I still don't draw on command, especially after not drawing for a while. My equipment is fine, it's me. I start the process by reviewing my collection of sketches and reference pictures. The perfect program for this is called Picasa by Google. If you find Picasa formatted for your version of Linux you are good to go. Another program I discovered is called Fotoxx, this is what I have now. Both of these apps allow you to view a whole directory of pictures. Real cool if you want to compare and manipulate. Photo management yeah, but digital pictures are like digital photos. Most photo management software organize by time stamps and tags, not directories and folders. Directories and folders work better for me.
If I don't rework an old idea I usually see something new to try. Of late, I've been more enthralled by how a picture is mounted. I'll buy some picture mounting hardware and figure out what to put in it. Yeah, I know, this is backward. Sometimes if you change one element of the finished picture before it's done......LOL! I change the frame, it's an architectural thing. If you are not careful the project becomes very big. Scaling it down and or scaling back is painful on the mind. For me also when I am thinking big or needing scale, I get stopped by how to get the drawing big. You can get a service to print it big for you but I can't guarantee print quality or the material to be printed on. What goes through the printer can't snag and that limits the kinds of material you can use. This may mean projecting your image, tracing it and inking/painting by hand. And you thought digital art was less work. It's that label thing, you call something something so that others can get a handle on it. I preface labels with 'sort of-kind of like' but ultimately 'mixed-media' graphics. I say that with great exasperation because it doesn't describe my stuff the way the word 'oil painting' does. Oooh, how does she do that with oils? Oh (only one 'o'), digital graphics, that's interesting! Hey, I want more o's when you see my work. This is why digital artist go overboard to dazzle and amaze. They think you only helped the computer do that. I pushed the mouse the same as she pushed that brush. I constrained the great and endless potential of the computer so that it will do what I want it to do. Do you think it's easy plowing a field with a race horse?

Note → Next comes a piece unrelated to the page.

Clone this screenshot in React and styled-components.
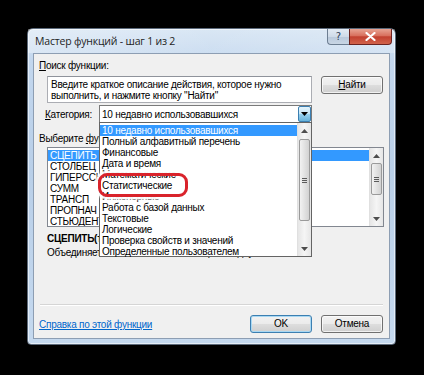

We had a boss that paraded with his cronies through the new CAD department. "Click, click, click and it's done!" Next week he hired two desktop publishing guys that we were supposed to train to work with us. They had no drafting experience or electrical knowledge. We trained and complained, they were let go. Art knowledge and skill applied with oil paint and brush, art knowledge and skill applied with a computer and printer. Not equal but different media and process. Us mixed-media graphic artist of the digital persuasion find the fine arts a mine field of varied acceptance. Publications, ads, web pages, no sweat, bill boards, no sweat. Fine art.........."computers can do a lot!" I guess the antidote is to sign the print by hand.